Hills and 888 – different strategic journeys
At a glance, Evoke’s online performance remains stagnant, having dropped 1% to £336.2m (£338.6m). However, Widerström reiterated that Evoke is focusing on profitability and not ‘growth at any cost’ – and this comes across in online EBITDA, up 37.3% to £60m (£43.7m).
“This reflects improved marketing efficiency, a sharper focus on customer value over volume, and the impact of structural cost reductions,” Widerström remarked, citing the firm’s Customer Lifecycle Management (CLCM) as having a good impact on online betting marketing.
However, UK&I online performance did see differing experiences for Evoke’s two main online sportsbook brands, William Hill and 888sport. William Hill had ‘good momentum’ according to Evoke’s CEO, citing upgrades to sports and gaming, UX, and the William Hill Vegas app
888, meanwhile, saw revenue drop. Evoke states that this is due to changes in 888’s marketing, with the group moving to remove ‘unprofitable marketing’. Similar to its retail performance, Evoke is confident that some positive signs were seen towards the end of the H1 and that its 888 brand is ‘seeing encouraging contribution growth’.
Euro growth, now enter Africa
Evoke attributed the international uplift to reduced bonus costs, platform migration efficiencies, and a strategic exit from the US B2C market in 2024. The contribution margin in the international division improved sharply to 46.9%, up from 38.5% in the prior year.
Italy operations continue to outperform local competitors through Evoke’s 888casino brand, boosting supplier integrations and leveraging the rollout of its proprietary Section8 content.
Spanish growth (6% YoY) maintained momentum particularly through gaming, but headwinds in sports proposition did lead to a ‘modest share loss’. Romanian revenue tripled thanks to last year’s acquisition of the Winner brand (up 28% You excluding Winner).
Total international revenue from the four core markets (Italy, Spain, Denmark, Romania) was up 13% YoY to £299.4m, with Adjusted EBITDA of £86m.

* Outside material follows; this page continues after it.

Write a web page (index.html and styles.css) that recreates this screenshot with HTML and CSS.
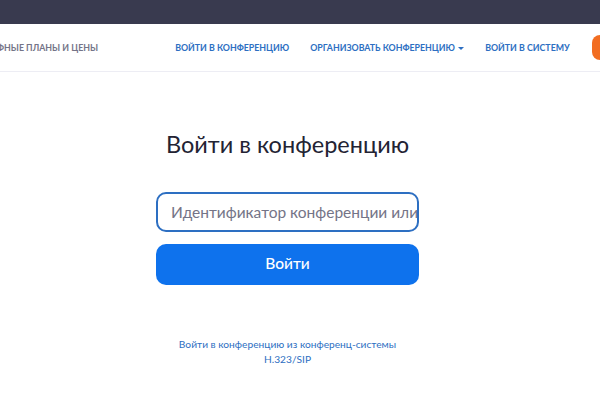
FILE: index.html
```html
<!DOCTYPE html>
<html lang="ru">
<head>
<meta charset="utf-8">
<link rel="stylesheet" href="styles.css">
</head>
<body>
<div class="topbar"></div>
<header class="nav">
  <a class="nav-item muted">Тарифные планы и цены</a>
  <a class="nav-item link first">Войти в конференцию</a>
  <a class="nav-item link">Организовать конференцию <span class="caret"></span></a>
  <a class="nav-item link">Войти в систему</a>
  <a class="signup">Зарегистрироваться</a>
</header>
<main class="main">
  <h1 class="title">Войти в конференцию</h1>
  <div class="field"><span class="placeholder">Идентификатор конференции или имя персональной ссылки</span></div>
  <button class="join">Войти</button>
  <p class="sip">Войти в конференцию из конференц-системы<br>H.323/SIP</p>
</main>
</body>
</html>
```
FILE: styles.css
```css
* { box-sizing: border-box; }
html, body { margin: 0; padding: 0; }
body {
  width: 600px;
  height: 400px;
  overflow: hidden;
  background: #fff;
  font-family: Lato, "Noto Sans", sans-serif;
}
.topbar {
  height: 24px;
  background: #393a4f;
}
.nav {
  height: 48px;
  border-bottom: 1px solid #ededf4;
  display: flex;
  align-items: center;
  white-space: nowrap;
  margin-left: -26px;
}
.nav-item {
  font-size: 8.8px;
  font-weight: 700;
  text-transform: uppercase;
  letter-spacing: 0;
}
.muted { color: #747487; }
.link { color: #2d6fc2; margin-left: 21px; }
.link.first { margin-left: 77px; }
.caret {
  display: inline-block;
  width: 0; height: 0;
  border-left: 3px solid transparent;
  border-right: 3px solid transparent;
  border-top: 3px solid #2d6fc2;
  vertical-align: middle;
  margin-left: 1px;
}
.signup {
  flex: none;
  margin-left: 22px;
  height: 25px;
  line-height: 25px;
  padding: 0 14px;
  border-radius: 8px;
  background: #f26d21;
  color: #fff;
  font-size: 8.8px;
  font-weight: 700;
  text-transform: uppercase;
}
.main {
  display: flex;
  flex-direction: column;
  align-items: center;
  padding-top: 56px;
  padding-right: 25px;
}
.title {
  margin: 0;
  font-size: 23.5px;
  font-weight: 400;
  color: #232333;
  line-height: 32px;
}
.field {
  margin-top: 32px;
  width: 263px;
  height: 40px;
  border: 2px solid #2d6fc2;
  border-radius: 10px;
  padding: 0 13px;
  display: flex;
  align-items: center;
  overflow: hidden;
  white-space: nowrap;
}
.placeholder {
  font-size: 15.5px;
  color: #747487;
}
.join {
  margin-top: 12px;
  width: 263px;
  height: 41px;
  border: none;
  border-radius: 10px;
  background: #0e72ed;
  color: #fff;
  font-family: Lato, "Noto Sans", sans-serif;
  font-size: 15.5px;
  font-weight: 500;
  padding: 0 0 3px;
}
.sip {
  margin: 52px 0 0;
  font-size: 10.2px;
  line-height: 15px;
  text-align: center;
  color: #2d6fc2;
}
```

All four markets now represent 71% of company accounts.
In addition to European activities, Evoke has further investment planned for 888AFRICA, its joint venture targeting key African markets like Kenya, Tanzania, Mozambique and Zambia, and which has already been expanded by M&A in recent years.
“We continued to invest behind the 888AFRICA joint venture in the year, which continues to perform well as it looks to build leading positions in selected regulated African markets,” said Widerström. We are excited by the potential of this joint venture and we look forward to expanding on its success in the future.”
AI upgrades begin
From H2 onwards, Evoke cites that it will begin its acceleration of technology advancements led by investment in AI and Automation, with a deep focus on enhancing Compliance journeys and to improve customer lifecycles.
“We’ve made substantial progress deploying AI and automation across our business, particularly in marketing and customer segmentation. These capabilities are directly translating into stronger ROI and increased average revenue per user, which rose 11% year-on-year,” Widerström commented.
Evoke reiterated its full-year guidance, projecting revenue growth of between 5-to-9% and an adjusted EBITDA margin of at least 20%. Management said trading as of August remains in line with expectations and anticipates a stronger H2 performance, supported by seasonal uplift, continued international momentum, and a pipeline of product enhancements across both online and retail divisions.
“We remain confident in our guidance,” said Widerström. “We have the brand strength, the leadership focus, and the technical foundations to deliver profitable, sustainable growth across our portfolio.”
“We’ve laid strong foundations in the first half,” added Widerström. “Now the focus is on accelerating momentum, executing with precision, and delivering the kind of sustainable growth that will reward our shareholders over the long term.”